The complete proposal
Read (and comment) the entire proposal [here].
Expcted deliverables
Week 1 - Step 1
- Time measurement on TCP layer
- Remove the TcpL4Layer and TcpSocketBase friendship (which become an "has" relationship)
Week 2 - Deliverable for Step 1; start of Step 2
- Patches submitted for deliverables of step 1
- Inserting cWnd and ssTh management into TcpSocketBase (and relative attributes). Subclasses of TcpSocketBase work on these protected variables.
- Actual test updated to account this design
Week 3 - Step 2
- Split congestion control part from TcpSocketBase, by creating the interface class TcpCongestionControl.
- Port of existing congestion control as subclasses of TcpCongestionControl
Week 4 - Step 2
- Improvement in actual test of congestion controls. Test will be re-organized and expanded (especially for variants written in SOCIS 2014)
Week 5 - Deliverable for Step2 and Step 3
- Subclassing is done through "virtualization" of methods of class TcpSocketBase, and then the code splitting will be done. Non-implemented methods will be pure virtual.
Week 6 - Step 3
- Carry on on the splitting, with a careful check when splitting duties
Week 7 - Deliverable for Step 3; start of Step 4
- From here to the end of the project, effort on implementing RFC-compliance test for the TCP state machine.
- In the remaining time, if it exists, testing against a reference implementation could be made (i.e. pcap generation of the Linux stack, with DCE, and a comparison against ns-3 implementation).
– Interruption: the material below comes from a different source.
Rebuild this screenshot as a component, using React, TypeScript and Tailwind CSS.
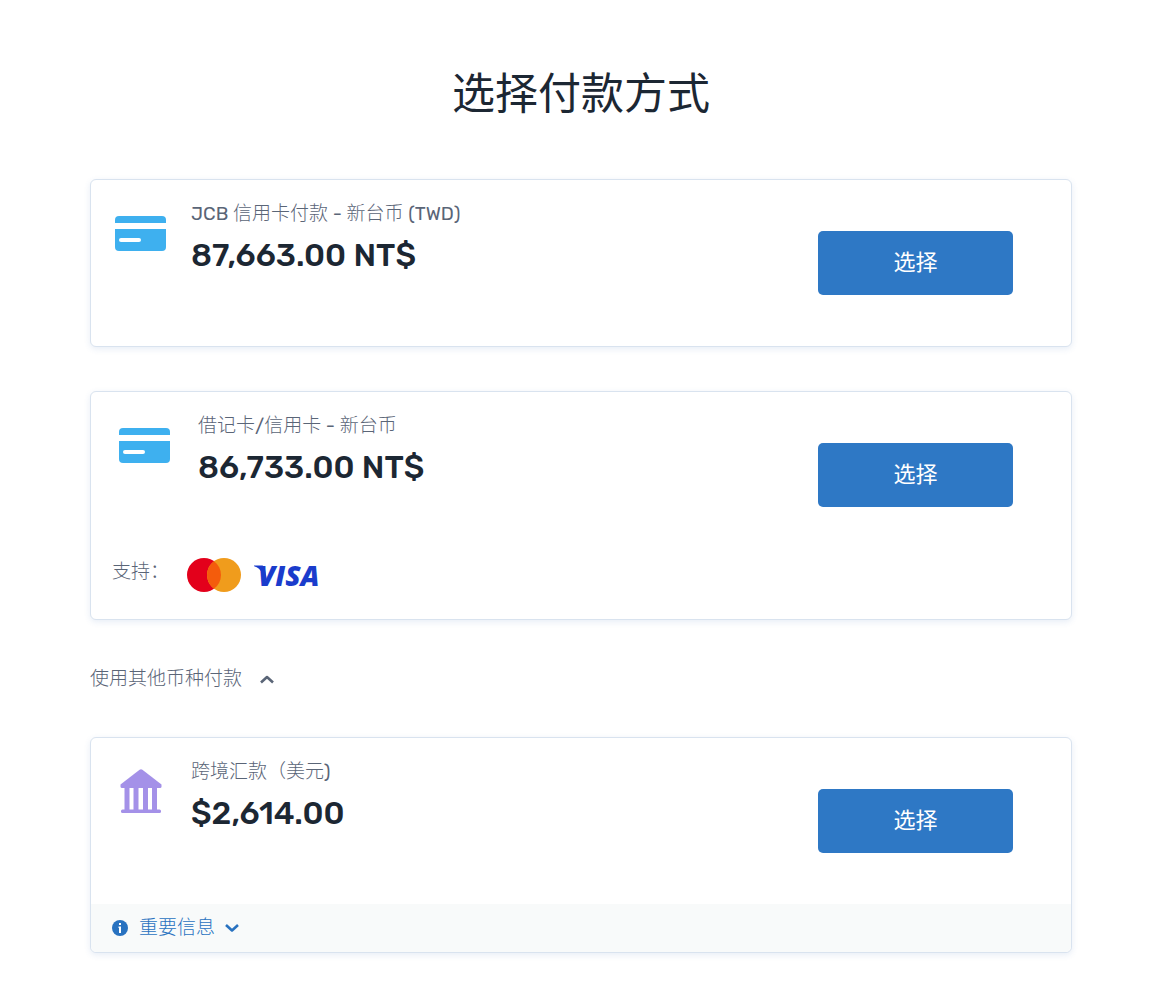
import { useState, type ReactNode } from 'react';

function CardIcon() {
    return (
        <svg width="51" height="35" viewBox="0 0 51 35" aria-hidden="true">
            <path d="M4 0h43a4 4 0 0 1 4 4v3H0V4a4 4 0 0 1 4-4z" fill="#3eb0ef" />
            <path d="M0 13h51v18a4 4 0 0 1-4 4H4a4 4 0 0 1-4-4z" fill="#3eb0ef" />
            <rect x="4" y="22" width="22" height="4" rx="2" fill="#fff" />
        </svg>
    );
}

function BankIcon() {
    return (
        <svg width="42" height="44" viewBox="0 0 42 44" fill="#a491e8" aria-hidden="true">
            <path d="M19.600.7a2.500 2.500 0 0 1 2.800 0L41.500 15.500v2a1.500 1.500 0 0 1-1.500 1.500H2a1.500 1.500 0 0 1-1.500-1.500v-2z" />
            <path d="M4.500 18h5v23h-5zM13.500 18h5v23h-5zM23 18h5v23h-5zM32 18h5v23h-5z" />
            <rect x="1" y="40.500" width="40" height="3.500" rx="1.500" />
        </svg>
    );
}

function MastercardLogo() {
    return (
        <svg width="54" height="34" viewBox="0 0 54 34" role="img" aria-label="Mastercard">
            <circle cx="17" cy="17" r="17" fill="#e3001b" />
            <circle cx="37" cy="17" r="17" fill="#f09c1c" />
            <path d="M27 3.250a17 17 0 0 1 0 27.500a17 17 0 0 1 0-27.500z" fill="#f45c0c" />
        </svg>
    );
}

function VisaLogo() {
    return (
        <svg width="72" height="34" viewBox="0 0 72 34" fill="#1a3ccc" className="overflow-visible" role="img" aria-label="Visa">
            <path d="M1 7.500h8.500l2 1.500 2.500 13-2.500 1L9 15C7.500 11.500 5 9.300 1 8.200z" />
            <text x="5" y="28" fontSize="28" fontWeight="800" fontStyle="italic" fontFamily="'Open Sans', sans-serif">VISA</text>
        </svg>
    );
}

function Chevron({ up, className }: { up?: boolean; className?: string }) {
    return (
        <svg width="14" height="10" viewBox="0 0 14 10" fill="none" stroke="currentColor" strokeWidth="2.600" strokeLinejoin="round" className={className} aria-hidden="true">
            <path d={up ? 'M1 8.500L7 3l6 5.500' : 'M1 2l6 5.500L13 2'} />
        </svg>
    );
}

type PaymentCardProps = {
    icon: ReactNode;
    title: string;
    amount: string;
    wide?: boolean;
    children?: ReactNode;
};

function PaymentCard({ icon, title, amount, wide, children }: PaymentCardProps) {
    return (
        <section className="rounded-md border border-[#d9e3ef] bg-white shadow-[0_2px_6px_rgba(60,110,180,0.12)]">
            <div className="flex items-start pr-[58px]">
                <div className={wide ? 'flex w-[107px] shrink-0 justify-center' : 'flex w-[100px] shrink-0 justify-center pr-px'}>
                    {icon}
                </div>
                <div className="flex-1 pt-5">
                    <h2 className="text-[19px] leading-7 text-[#5a6577]">{title}</h2>
                    <p className="mt-[7px] text-[32px] leading-10 font-medium text-[#1c2733]">{amount}</p>
                </div>
                <button type="button" className="my-[51px] h-16 w-[195px] shrink-0 rounded-[5px] bg-[#2e78c5] pb-px font-[Rubik,Roboto,'Noto_Sans_CJK_SC',sans-serif] text-[22px] text-white">
                    选择
                </button>
            </div>
            {children}
        </section>
    );
}

export default function App() {
    const [showOther, setShowOther] = useState(true);
    const [showInfo, setShowInfo] = useState(false);

    return (
        <main className="min-h-screen bg-white pt-16 pr-[99px] pb-8 pl-[90px] font-[Rubik,Roboto,'Noto_Sans_CJK_SC_Light','Noto_Sans_CJK_SC',sans-serif]">
            <h1 className="text-center font-[Rubik,Roboto,'Noto_Sans_CJK_SC',sans-serif] text-[43px] leading-[62px] text-[#1c2733]">选择付款方式</h1>

            <div className="mt-[53px] flex flex-col gap-11">
                <PaymentCard icon={<div className="pt-9"><CardIcon /></div>} title="JCB 信用卡付款 - 新台币 (TWD)" amount="87,663.00 NT$" />
                <PaymentCard icon={<div className="pt-9"><CardIcon /></div>} title="借记卡/信用卡 - 新台币" amount="86,733.00 NT$" wide>
                    <div className="flex h-[61px] items-start pl-[21px] text-[19px] leading-7 text-[#5a6577]">
                        <span className="w-[75px]">支持：</span>
                        <div className="flex items-center gap-3">
                            <MastercardLogo />
                            <VisaLogo />
                        </div>
                    </div>
                </PaymentCard>
            </div>

            <button
                type="button"
                aria-expanded={showOther}
                onClick={() => setShowOther(!showOther)}
                className="mt-[45px] flex items-center gap-[18px] text-[19px] leading-7 text-[#5a6577]"
            >
                使用其他币种付款
                <Chevron up={showOther} />
            </button>

            {showOther && (
                <div className="mt-11">
                    <PaymentCard icon={<div className="pt-[31px]"><BankIcon /></div>} title="跨境汇款（美元)" amount="$2,614.00">
                        <div className="rounded-b-md bg-[#f8fafa] px-[21px]">
                            <button
                                type="button"
                                aria-expanded={showInfo}
                                onClick={() => setShowInfo(!showInfo)}
                                className="flex h-12 items-center text-[19px] leading-7 text-[#2872c0]"
                            >
                                <svg width="16" height="16" viewBox="0 0 16 16" className="mr-[11px]" aria-hidden="true">
                                    <circle cx="8" cy="8" r="8" fill="#2872c0" />
                                    <path d="M7 3h2v2H7zM6.500 6.500H9V13H7V8h-.5z" fill="#fff" />
                                </svg>
                                重要信息
                                <Chevron up={showInfo} className="ml-[10px]" />
                            </button>
                            {showInfo && <p className="pb-4 text-base text-[#5a6577]">$2,614.00</p>}
                        </div>
                    </PaymentCard>
                </div>
            )}
        </main>
    );
}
Possible differences will be addressed with specific attributes to enable or disable Linux compatibility.
Week 8 - Step 4
Week 9 - Step 4
Week 10 - Step 4 and Deliverables for Step 3 and 4
- Patches for step 3 and 4. I will high five everyone for the great work done and for the help received :-)
Technical issues and plan
Split input and output logic
Since tcp-socket-base.cc is ~3000 lines long, and working on it starts to be annoying (most software engineer references (for example [1]) says the optimal length should be 600 lines long) because it is really difficult to walk through so much lines, I was thinking to split input and output logic of the socket in two different .cc files (tcp-socket-base-input.cc and tcp-socket-base-output.cc), with the aim to reach 1500 lines for each one, without changing the architecture (TcpSocketBase would still be one class). The only thing which changes would be the logging: if the user want to outputs all socket logging, he/she should enable TcpSocketBaseInput and TcpSocketBaseOutput, instead of TcpSocketBase (I don't know if there's a way to create a - let's say - super-logging-class, which if enabled prints log statements for children classes). Pro: an user could log only the input (or the output) logic by enabling the component he/she wants.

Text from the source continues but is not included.